One-third of the world’s food production depends on bees — they collect and spread pollen that allows plants, including crops, to reproduce. Bondor notes how climate change is threatening honey bees. A disconnect is growing between the time when plants produce pollen and when bees are ready to feed on it. “Unseasonably early blooms due to warmer weather and later rains have adverse effects. This past season on our Central California coast, stone fruits like plums, peaches, and apricots started blooming, then heavy rains later washed pollen off them, so bees couldn’t get this resource. Usually, we have rain in February and March, then in April, orchards start to bloom,” says Bondor.
Bees remember the unique scents of different plants, but, stressed by climate change, some plants are changing their scents, making it harder for bees to find them.
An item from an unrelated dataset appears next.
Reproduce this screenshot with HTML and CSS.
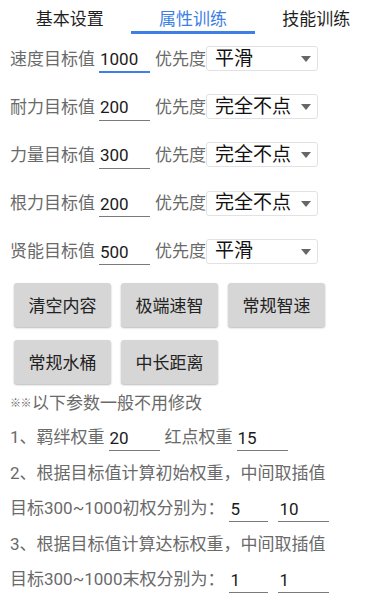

Habitat loss is another threat, since factors such as urban growth and intensive farming are shrinking the natural, flowery terrain where bees flourish, and some bee species rarely change their habitat, in contrast to other insects who adapt more easily.
By encouraging beekeeping and expanding public appreciation of honey and how it’s produced, the Santa Cruz Bee Company and Hotel Paradox are doing what they can to help these hard-working pollinators, including reminding us of bees’ deliciously varied contributions.
What You Can Do
A few ways we can help hard-working bees:
- Avoid pesticides, but if you must use them, use ones that don’t harm bees and spray in windless weather, either during early morning or late night, when bees withdraw from blossoms.
- Plant native nectar-producing plants and cut grass on meadows after nectar-producing plants have bloomed.
- Engage in bee-focused citizen science.
- Leave your leaves. Leaf litter often provides protection for ground nesting bees.
- And, of course, try to curb carbon dioxide emissions that contribute to climate change.